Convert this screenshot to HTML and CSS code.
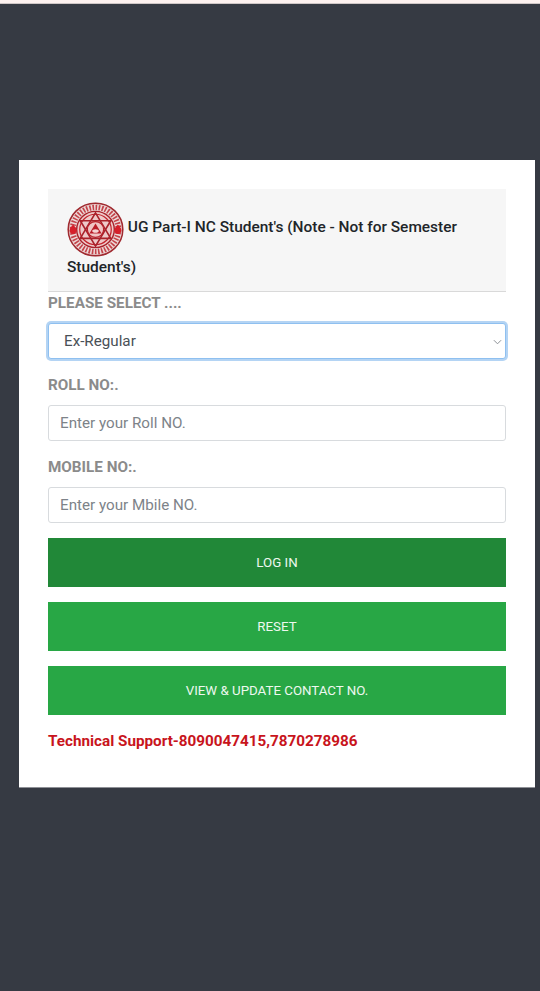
FILE: index.html
```html
<!DOCTYPE html>
<html lang="en">
<head>
<meta charset="utf-8">
<title>UG Part-I NC Student Login</title>
<link rel="stylesheet" href="styles.css">
</head>
<body>
<div class="top-strip"></div>
<main class="page">
  <section class="card">
    <header class="card-header">
      <h1 class="title">
        <svg class="logo" viewBox="0 0 56 56" preserveAspectRatio="none" aria-hidden="true">
          <circle cx="28" cy="28" r="27.5" fill="#ecd9d8"/>
          <circle cx="28" cy="28" r="26.8" fill="none" stroke="#a02a30" stroke-width="1.5"/>
          <circle cx="28" cy="28" r="22.5" fill="none" stroke="#c4434a" stroke-width="5.5" stroke-dasharray="1.6 1.5"/>
          <circle cx="28" cy="28" r="18.5" fill="#eec9c9" stroke="#a9222b" stroke-width="1.4"/>
          <circle cx="28" cy="28" r="15.5" fill="none" stroke="#c3242d" stroke-width="1.2"/>
          <path d="M28 11 43 37H13Z" fill="none" stroke="#a9222b" stroke-width="1.6"/>
          <path d="M28 45 13 19H43Z" fill="none" stroke="#a9222b" stroke-width="1.6"/>
          <circle cx="28" cy="28" r="8" fill="#f0c4c4" stroke="#b51f29" stroke-width="1.2"/>
          <path d="M28 22 34 32H22Z" fill="#b81c27"/>
          <ellipse cx="28" cy="29.500" rx="3.200" ry="1.800" fill="#f5d3d3"/>
          <path d="M6 23c-1.500 2-3.500 3.500-3.500 6s2 3.500 3.500 3.500 3.500-1 3.500-3.500S7.500 25 6 23Z" fill="#d5202b"/>
          <path d="M50 23c-1.500 2-3.500 3.500-3.500 6s2 3.500 3.500 3.500 3.500-1 3.500-3.500S51.500 25 50 23Z" fill="#d5202b"/>
        </svg>
        UG Part-I NC Student's (Note - Not for Semester Student's)
      </h1>
    </header>
    <form class="form">
      <label class="label label-first" for="type">PLEASE SELECT ....</label>
      <div class="select-wrap">
        <select class="control select" id="type">
          <option>Ex-Regular</option>
          <option>Regular</option>
        </select>
        <svg class="chevron" viewBox="0 0 10 6" aria-hidden="true"><path d="M1 1l4 4 4-4" fill="none" stroke="#8b8f94" stroke-width="1.1"/></svg>
      </div>
      <label class="label" for="roll">ROLL NO:.</label>
      <input class="control" id="roll" type="text" placeholder="Enter your Roll NO.">
      <label class="label" for="mobile">MOBILE NO:.</label>
      <input class="control" id="mobile" type="text" placeholder="Enter your Mbile NO.">
      <div class="actions">
        <button class="btn btn-active" type="button">LOG IN</button>
        <button class="btn" type="reset">RESET</button>
        <button class="btn" type="button">VIEW &amp; UPDATE CONTACT NO.</button>
      </div>
      <p class="support">Technical Support-8090047415,7870278986</p>
    </form>
  </section>
</main>
</body>
</html>
```
FILE: styles.css
```css
* { box-sizing: border-box; }
html, body { margin: 0; height: 100%; }
body {
  background: #363a43;
  font-family: Roboto, "Liberation Sans", sans-serif;
  color: #212529;
}
.top-strip {
  height: 4px;
  background: #fdf1ef;
  border-bottom: 1px solid #cfc6c6;
}
.page { padding: 156px 5px 0 19px; }
.card {
  height: 628px;
  background: #fff;
  padding: 29px 29px 0;
  border-bottom: 1px solid #8e9096;
}
.card-header {
  height: 103px;
  padding: 13px 19px 0;
  background: #f6f6f6;
  border-bottom: 1px solid #d9d9d9;
}
.logo {
  width: 57px;
  height: 55px;
  vertical-align: -25px;
  filter: blur(0.5px);
}
.title {
  margin: 0;
  font-size: 15.45px;
  line-height: 20px;
  font-weight: 500;
  color: #212529;
}
.form { display: flex; flex-direction: column; }
.label {
  height: 20px;
  line-height: 20px;
  margin-top: 16px;
  margin-bottom: 10px;
  font-size: 15.25px;
  font-weight: 700;
  color: #8b8b8b;
}
.label-first { margin-top: 1px; margin-bottom: 10px; height: 20px; }
.control {
  display: block;
  width: 100%;
  height: 36px;
  padding: 0 11px;
  background: #fff;
  border: 1px solid #d8dbde;
  border-radius: 3px;
  font-family: inherit;
  font-size: 15.2px;
  color: #495057;
  outline: none;
}
.control::placeholder { color: #7d8389; opacity: 1; }
.select-wrap { position: relative; }
.select {
  appearance: none;
  padding-left: 15px;
  border-color: #8fc0f0;
  box-shadow: 0 0 0 2px #b4d4f4;
}
.chevron {
  position: absolute;
  right: 4px;
  top: 16px;
  width: 9px;
  height: 6px;
  pointer-events: none;
}
.actions {
  display: flex;
  flex-direction: column;
  gap: 15px;
  margin-top: 15px;
}
.btn {
  height: 49px;
  border: 0;
  background: #28a745;
  color: #eef8f0;
  font-family: inherit;
  font-size: 13.3px;
}
.btn-active { background: #218838; }
.support {
  margin: 16px 0 0;
  font-size: 15.25px;
  line-height: 20px;
  font-weight: 700;
  color: #c8141c;
}
```
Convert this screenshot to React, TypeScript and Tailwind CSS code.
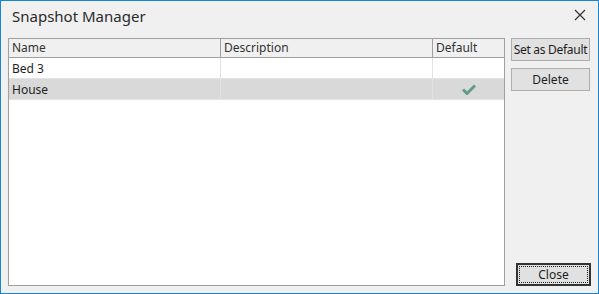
import React from 'react';

const rows = [
  { name: 'Bed 3', description: '', isDefault: false, selected: false },
  { name: 'House', description: '', isDefault: true, selected: true },
];

function CheckMark() {
  return (
    <svg width="14" height="11" viewBox="0 0 14 11">
      <path d="M1 5.5 L5 9.5 L13 1.5" fill="none" stroke="#5f9e86" strokeWidth="3" />
    </svg>
  );
}

export default function App() {
  const font = { fontFamily: '"Noto Sans", "Open Sans", sans-serif' };

  return (
    <div
      className="w-[599px] h-[294px] border border-[#1883d7] bg-[#f0f0f0] flex flex-col text-[12px] text-[#1e1e1e]"
      style={font}
    >
      {/* Title bar */}
      <div className="h-[36px] flex items-start justify-between pl-[11px] pr-[12px] pt-[4px] shrink-0">
        <span className="text-[15px] leading-[22px] text-[#2b2b2b]">Snapshot Manager</span>
        <svg width="12" height="12" viewBox="0 0 12 12" className="mt-[4px]">
          <path d="M1 1 L11 11 M11 1 L1 11" stroke="#333" strokeWidth="1.2" />
        </svg>
      </div>

      <div className="flex pl-[7px] gap-[6px] pt-[1px]">
        {/* Grid */}
        <div className="w-[497px] h-[248px] border border-[#a0a0a0] bg-white flex flex-col">
          <div className="flex h-[19px] bg-[#f0f0f0] border-b border-[#a0a0a0] leading-[18px] text-[#333]">
            <div className="w-[212px] pl-[3px] border-r border-[#a0a0a0]">Name</div>
            <div className="w-[212px] pl-[3px] border-r border-[#a0a0a0]">Description</div>
            <div className="flex-1 pl-[3px]">Default</div>
          </div>
          {rows.map((r) => (
            <div
              key={r.name}
              className={`flex h-[21px] border-b border-[#e3e3e3] leading-[21px] ${
                r.selected ? 'bg-[#d9d9d9]' : 'bg-white'
              }`}
            >
              <div className="w-[212px] pl-[3px] border-r border-[#e3e3e3]">{r.name}</div>
              <div className="w-[212px] pl-[3px] border-r border-[#e3e3e3]">{r.description}</div>
              <div className="flex-1 flex items-center justify-center">
                {r.isDefault && <CheckMark />}
              </div>
            </div>
          ))}
        </div>

        {/* Buttons */}
        <div className="w-[80px] h-[248px] flex flex-col">
          <button className="w-[79px] h-[23px] px-0 whitespace-nowrap tracking-[-0.3px] border border-[#adadad] bg-[#e1e1e1] text-[#1e1e1e]">
            Set as Default
          </button>
          <button className="w-[79px] h-[23px] mt-[7px] border border-[#adadad] bg-[#e1e1e1] text-[#1e1e1e]">
            Delete
          </button>
          <button className="mt-auto ml-auto w-[75px] h-[23px] border-2 border-[#333] bg-[#e1e1e1] p-[1px]">
            <span className="flex w-full h-full items-center justify-center border border-dotted border-[#222]">
              Close
            </span>
          </button>
        </div>
      </div>
    </div>
  );
}
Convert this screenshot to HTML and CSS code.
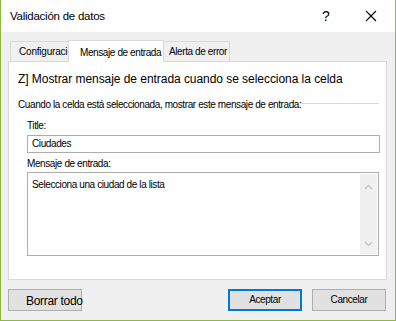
FILE: index.html
```html
<!DOCTYPE html>
<html lang="es">
<head>
  <meta charset="UTF-8">
  <title>Validación de datos</title>
  <link rel="stylesheet" href="styles.css">
</head>
<body>
  <div class="window">
    <div class="titlebar">
      <div class="title">Validación de datos</div>
      <div class="help">?</div>
      <div class="close">
        <svg width="12" height="12" viewBox="0 0 12 12"><path d="M1 1L11 11M11 1L1 11" stroke="#000" stroke-width="1.1" fill="none"/></svg>
      </div>
    </div>
    <div class="tabs">
      <div class="tab first">Configuración</div>
      <div class="tab active">Mensaje de entrada</div>
      <div class="tab last">Alerta de error</div>
    </div>
    <div class="panel">
      <div class="check">Z] Mostrar mensaje de entrada cuando se selecciona la celda</div>
      <div class="group"><span>Cuando la celda está seleccionada, mostrar este mensaje de entrada:</span><div class="line"></div></div>
      <div class="label">Title:</div>
      <div class="input">Ciudades</div>
      <div class="label second">Mensaje de entrada:</div>
      <div class="textarea">
        <div class="text">Selecciona una ciudad de la lista</div>
        <div class="scroll">
          <svg width="9" height="6" viewBox="0 0 9 6"><path d="M1 5L4.5 1.5L8 5" stroke="#c2c2c2" stroke-width="1.3" fill="none"/></svg>
          <svg width="9" height="6" viewBox="0 0 9 6"><path d="M1 1L4.5 4.5L8 1" stroke="#c2c2c2" stroke-width="1.3" fill="none"/></svg>
        </div>
      </div>
    </div>
    <div class="buttons">
      <div class="button clear">Borrar todo</div>
      <div class="spacer"></div>
      <div class="button ok">Aceptar</div>
      <div class="button">Cancelar</div>
    </div>
  </div>
</body>
</html>
```

FILE: styles.css
```css
body { margin:0; padding:0; font-family:"Liberation Sans", Arial, sans-serif; color:#000; font-size:10px; letter-spacing:-0.4px; }
.window { width:396px; height:321px; box-sizing:border-box; background:#f0f0f0; border:1px solid #8fb83e; border-top:none; }
.titlebar { height:32px; background:#fff; display:flex; align-items:center; }
.title { flex:1; padding-left:9px; font-size:11.5px; letter-spacing:-0.25px; }
.help { width:20px; font-size:14px; margin-right:29px; text-align:center; letter-spacing:0; }
.close { width:12px; height:12px; margin-right:18px; display:flex; }
.tabs { display:flex; align-items:flex-end; height:29px; padding-left:9px; }
.tab { height:19px; line-height:20px; border:1px solid #d9d9d9; border-bottom:none; background:#f0f0f0; white-space:nowrap; box-sizing:border-box; }
.tab.first { width:58px; padding:0 0 0 8px; overflow:hidden; border-right:none; height:20px; letter-spacing:-0.2px; }
.tab.active { height:22px; line-height:23px; background:#fff; padding:0 0 0 11px; width:96px; position:relative; top:1px; }
.tab.last { width:66px; height:20px; padding-left:5px; border-left:none; }
.panel { margin:0 8px 0 7px; height:217px; background:#fff; border:1px solid #d9d9d9; padding:0 8px 0 9px; }
.check { font-size:12px; letter-spacing:-0.05px; margin-top:8px; height:18px; line-height:18px; }
.group { display:flex; align-items:flex-start; margin-top:10px; height:14px; line-height:14px; }
.group .line { flex:1; border-top:1px solid #d9d9d9; margin-top:5px; margin-left:1px; margin-right:-1px; }
.label { margin:7px 0 0 9px; height:14px; line-height:14px; }
.label.second { margin-top:4px; }
.input { margin:2px 0 0 9px; width:353px; height:18px; box-sizing:border-box; border:1px solid #adadad; line-height:16px; padding-left:4px; }
.textarea { margin:1px 0 0 9px; width:352px; height:84px; box-sizing:border-box; border:1px solid #adadad; display:flex; }
.textarea .text { flex:1; line-height:14px; padding:5px 0 0 4px; }
.scroll { width:17px; margin:1px 1px 1px 0; background:#f0f0f0; display:flex; flex-direction:column; justify-content:space-between; align-items:center; padding:10px 0 7px; box-sizing:border-box; }
.buttons { display:flex; padding:9px 9px 0 7px; }
.spacer { flex:1; }
.button { width:74px; height:22px; box-sizing:border-box; background:#e1e1e1; border:1px solid #adadad; line-height:20px; text-align:center; margin-left:10px; }
.button.clear { margin-left:0; text-align:left; padding-left:17px; white-space:nowrap; font-size:12px; letter-spacing:-0.3px; line-height:23px; }
.button.ok { border:2px solid #0078d7; line-height:18px; margin-left:0; }
```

STATED GOAL: Copy all the lines above that hold the string "React".

TASK SOLUTION:
Convert this screenshot to React, TypeScript and Tailwind CSS code.
import React from 'react';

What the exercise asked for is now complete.